Frequent access tends to justify better activation, better coverage, and better power reliability. Occasional access gives you more room to prioritize easy installation or lower cost.
When a light kit is worth the upgrade
Not every safe accessory is essential. Lighting is one of the upgrades that often proves its value once it is installed. It improves access, helps you keep contents organized, and makes the safe easier to use as storage grows more complex.
It is especially worthwhile if you already invested in a quality safe with features like fire protection, reinforced steel construction, or organized shelving. Once you are protecting firearms and valuables properly, it makes sense to make the interior easier to use without compromising space.

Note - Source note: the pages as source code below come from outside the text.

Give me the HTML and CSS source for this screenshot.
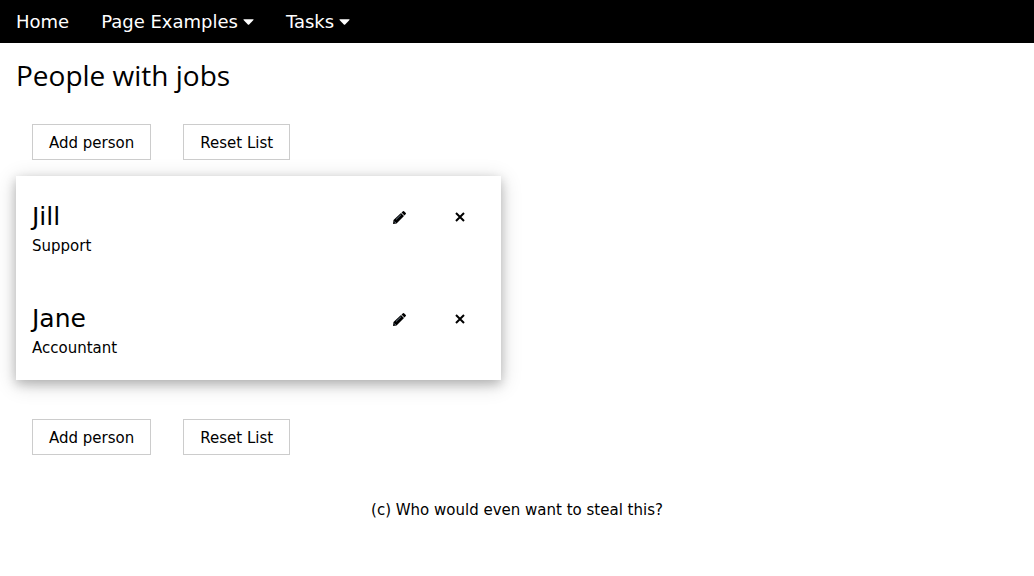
FILE: index.html
```
<!DOCTYPE html>
<html lang="en">
<head>
<meta charset="utf-8">
<title>People with jobs</title>
<link rel="stylesheet" href="styles.css">
</head>
<body>
<nav class="bar">
  <a class="bar-item" href="#">Home</a>
  <button class="bar-item" type="button">Page Examples <svg class="caret" viewBox="0 0 12 6" aria-hidden="true"><path d="M1 0h10q1 0 .4.9L6.700 5.600q-.7.600-1.400 0L.6.900Q0 0 1 0z"/></svg></button>
  <button class="bar-item" type="button">Tasks <svg class="caret" viewBox="0 0 12 6" aria-hidden="true"><path d="M1 0h10q1 0 .4.9L6.700 5.600q-.7.600-1.400 0L.6.900Q0 0 1 0z"/></svg></button>
</nav>
<main class="content">
  <h1 class="title">People with jobs</h1>
  <div class="actions">
    <button class="button" type="button">Add person</button>
    <button class="button" type="button">Reset List</button>
  </div>
  <ul class="card">
    <li class="person">
      <div class="info"><h2 class="name">Jill</h2><p class="job">Support</p></div>
      <button class="icon-button" type="button" aria-label="Edit Jill"><svg class="pencil" viewBox="0 0 13 13" aria-hidden="true"><path d="M0 13L.5 9 8 2l3 3-7.500 7.500zM8.500 1.500L10 .2q.5-.4 1 0l1.800 1.800q.4.500 0 1l-1.300 1.500z"/><path class="shine" d="M3 8.500L8 3.700M1.300 10.500l1.500 1.500"/></svg></button>
      <button class="icon-button" type="button" aria-label="Remove Jill"><svg class="cross" viewBox="0 0 10 10" aria-hidden="true"><path d="M1 1l8 8M9 1l-8 8"/></svg></button>
    </li>
    <li class="person">
      <div class="info"><h2 class="name">Jane</h2><p class="job">Accountant</p></div>
      <button class="icon-button" type="button" aria-label="Edit Jane"><svg class="pencil" viewBox="0 0 13 13" aria-hidden="true"><path d="M0 13L.5 9 8 2l3 3-7.500 7.500zM8.500 1.500L10 .2q.5-.4 1 0l1.800 1.800q.4.500 0 1l-1.300 1.500z"/><path class="shine" d="M3 8.500L8 3.700M1.300 10.500l1.500 1.500"/></svg></button>
      <button class="icon-button" type="button" aria-label="Remove Jane"><svg class="cross" viewBox="0 0 10 10" aria-hidden="true"><path d="M1 1l8 8M9 1l-8 8"/></svg></button>
    </li>
  </ul>
  <div class="actions lower">
    <button class="button" type="button">Add person</button>
    <button class="button" type="button">Reset List</button>
  </div>
</main>
<footer class="footer">(c) Who would even want to steal this?</footer>
</body>
</html>
```
FILE: styles.css
```
* { box-sizing: border-box; }
body { margin: 0; background: #fff; color: #000; font: 15px/22px Verdana, "DejaVu Sans", sans-serif; }
button { font: inherit; color: inherit; cursor: pointer; }
.bar { display: flex; background: #000; color: #fff; font-size: 18px; line-height: 27px; }
.bar-item { display: flex; align-items: center; gap: 5px; padding: 8px 16px; border: 0; background: none; color: inherit; text-decoration: none; }
.caret { width: 11px; height: 6px; fill: currentColor; }
.content { padding: 0 16px; }
.title { margin: 10px 0; font: 400 28px/45px "Segoe UI", "Open Sans", sans-serif; }
.actions { display: flex; gap: 32px; padding: 16px; }
.button { padding: 7px 16px 5px; border: 1px solid #ccc; background: #fff; }
.card { width: 48.4%; margin: 0; padding: 0; list-style: none; box-shadow: 0 4px 10px rgba(0,0,0,.2), 0 4px 20px rgba(0,0,0,.19); }
.person { display: flex; align-items: flex-start; padding: 23px 10px 21px 16px; }
.info { flex: 1; }
.name { margin: 0; font-size: 25px; font-weight: 400; line-height: 36px; }
.job { margin: 0; }
.icon-button { display: grid; place-items: center; width: 61px; height: 36px; padding: 0; border: 0; background: none; }
.pencil { width: 13px; height: 13px; }
.pencil .shine { fill: none; stroke: #678; stroke-width: 1; }
.cross { width: 10px; height: 10px; fill: none; stroke: #000; stroke-width: 2; }
.lower { margin-top: 23px; }
.footer { padding: 28px 16px; text-align: center; }
```
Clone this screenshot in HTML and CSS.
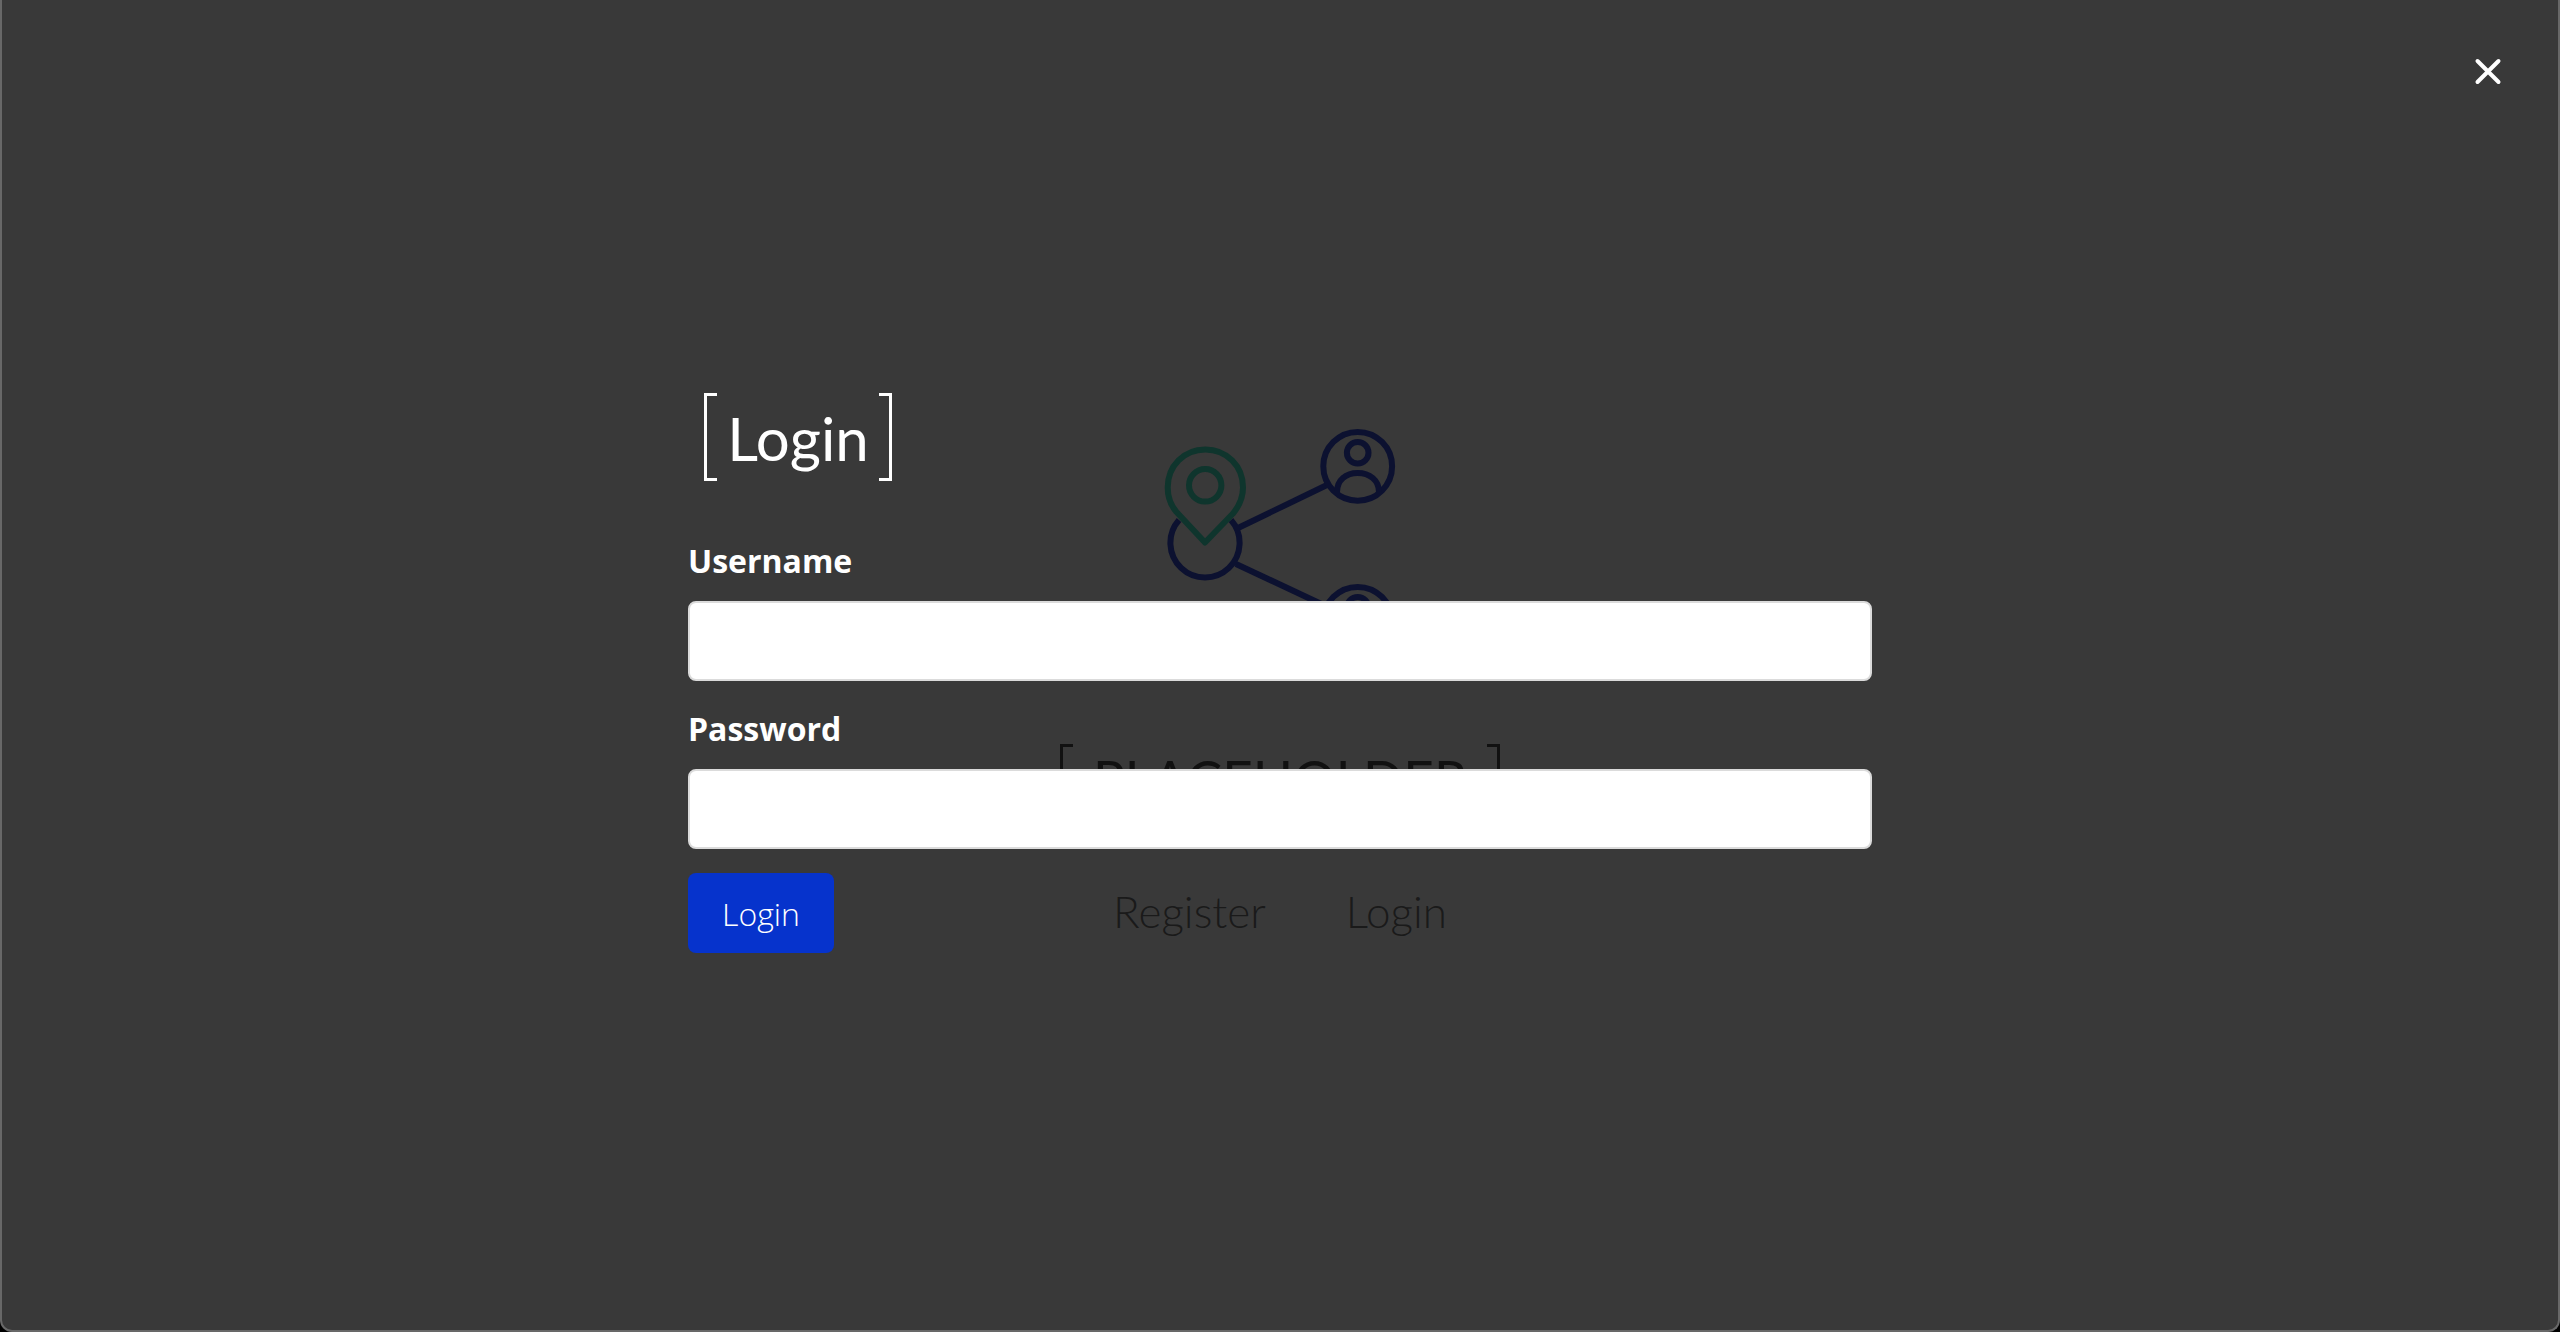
FILE: index.html
```
<!DOCTYPE html>
<html lang="en">
<head>
<meta charset="utf-8">
<title>Login</title>
<link rel="stylesheet" href="styles.css">
</head>
<body>
<div class="window">
  <main class="hero">
    <svg class="logo" viewBox="0 0 232 232" fill="none" stroke="#0c1130" stroke-width="6" aria-hidden="true">
      <path d="M67 92A34.6 34.6 0 1 1 15 92M74 100L164 56.500M72 136L168 181"/>
      <g id="person">
        <circle cx="193.700" cy="38.300" r="34.400"/>
        <circle cx="193.700" cy="24.700" r="10.800"/>
        <path d="M173 64C173 52 182 45 193.700 45S215 52 215 64"/>
      </g>
      <use href="#person" y="155"/>
      <g stroke="#0f352d" stroke-linejoin="round">
        <path d="M41 114.500L12.500 84C6.500 77 3.700 69 3.700 59.500C3.700 38 20 21.500 41.300 21.500S79 38 79 59.500C79 69 76 77 69 85.500Z"/>
        <circle cx="41.200" cy="57.300" r="16.200"/>
      </g>
    </svg>
    <h1 class="bracketed brand">PLACEHOLDER</h1>
    <nav class="links">
      <a href="#register">Register</a>
      <a href="#login">Login</a>
    </nav>
  </main>
  <section class="modal" id="login">
    <form class="form">
      <h2 class="bracketed title">Login</h2>
      <div class="field">
        <label for="username">Username</label>
        <input id="username" type="text">
      </div>
      <div class="field">
        <label for="password">Password</label>
        <input id="password" type="password">
      </div>
      <button class="submit" type="submit">Login</button>
    </form>
    <button class="close" type="button" aria-label="Close">
      <svg viewBox="0 0 32 32" width="32" height="32" fill="none" stroke="#fff" stroke-width="4" stroke-linecap="round"><path d="M5.500 5L26.500 26M26.500 5L5.500 26"/></svg>
    </button>
  </section>
</div>
</body>
</html>
```
FILE: styles.css
```
*,
*::before,
*::after {
  box-sizing: border-box;
}

body {
  margin: 0;
  background: #000;
  font-family: "Open Sans", sans-serif;
}

h1,
h2 {
  margin: 0;
}

.window {
  position: relative;
  display: grid;
  min-height: 100vh;
  background: #393939;
  border: solid #686868;
  border-width: 0 2px 2px;
  border-radius: 0 0 12px 12px;
}

.hero {
  display: flex;
  flex-direction: column;
  align-items: center;
  justify-content: center;
  padding-top: 40px;
  font-family: Lato, sans-serif;
}

.logo {
  width: 232px;
  height: 232px;
}

.bracketed {
  display: flex;
  align-items: flex-start;
  justify-content: space-between;
  height: 88px;
  font-family: Lato, sans-serif;
}

.bracketed::before,
.bracketed::after {
  content: "";
  width: 13px;
  height: 88px;
  border: 3px solid;
}

.bracketed::before {
  border-right: 0;
}

.bracketed::after {
  border-left: 0;
}

.brand {
  width: 440px;
  margin-top: 84px;
  color: #111;
  font-size: 53px;
  font-weight: 400;
  line-height: 70px;
}

.links {
  display: flex;
  gap: 80px;
  margin-top: 48px;
}

.links a {
  color: #1a1a1a;
  font-size: 44px;
  font-weight: 300;
  line-height: 62px;
  text-decoration: none;
}

.modal {
  position: absolute;
  inset: 0 0 -4px;
  display: flex;
  align-items: center;
  justify-content: center;
}

.form {
  display: flex;
  flex-direction: column;
  align-items: flex-start;
  gap: 24px;
  width: 100%;
  max-width: 1184px;
}

.title {
  width: 188px;
  margin: 12px 16px 32px;
  color: #fff;
  font-size: 60px;
  font-weight: 400;
  line-height: 90px;
}

.field {
  display: flex;
  flex-direction: column;
  gap: 16px;
  width: 100%;
}

.field label {
  color: #fff;
  font-size: 32px;
  font-weight: 700;
  line-height: 48px;
}

.field input {
  width: 100%;
  height: 80px;
  padding: 0 24px;
  background: #fff;
  border: 2px solid #dbdbdb;
  border-radius: 8px;
  font: 32px "Open Sans", sans-serif;
}

.submit {
  height: 80px;
  padding: 0 34px;
  background: #0633cc;
  border: 0;
  border-radius: 8px;
  color: #fff;
  font: 300 32px "Open Sans", sans-serif;
}

.close {
  position: absolute;
  top: 40px;
  right: 38px;
  display: grid;
  place-items: center;
  width: 64px;
  height: 64px;
  padding: 0;
  background: none;
  border: 0;
}
```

For buyers comparing safes and accessories, this is also a reminder that the interior experience matters. Capacity, lock type, fire rating, and steel thickness should come first, but everyday usability should not be ignored. A safe that protects well but is frustrating to access can still leave you dissatisfied.
What to keep in mind before you buy
The right kit should match your safe, not just your budget. Measure the interior, think about where shadows fall, and decide whether you want the simplicity of battery power or the consistency of wired power. Pay attention to how the lights activate, how they mount, and whether the brightness is practical for the items you store.
If you are already comparing safe accessories or looking at a new gun safe setup, it helps to treat lighting the same way you would any other feature - as part of how the safe performs in real life, not just how it looks in a product photo. When you can open the door and see exactly what you need without guesswork, that small upgrade starts feeling like money well spent.
A good safe protects what matters most. Good lighting makes sure you can actually use that protection without fighting the dark every time you open the door.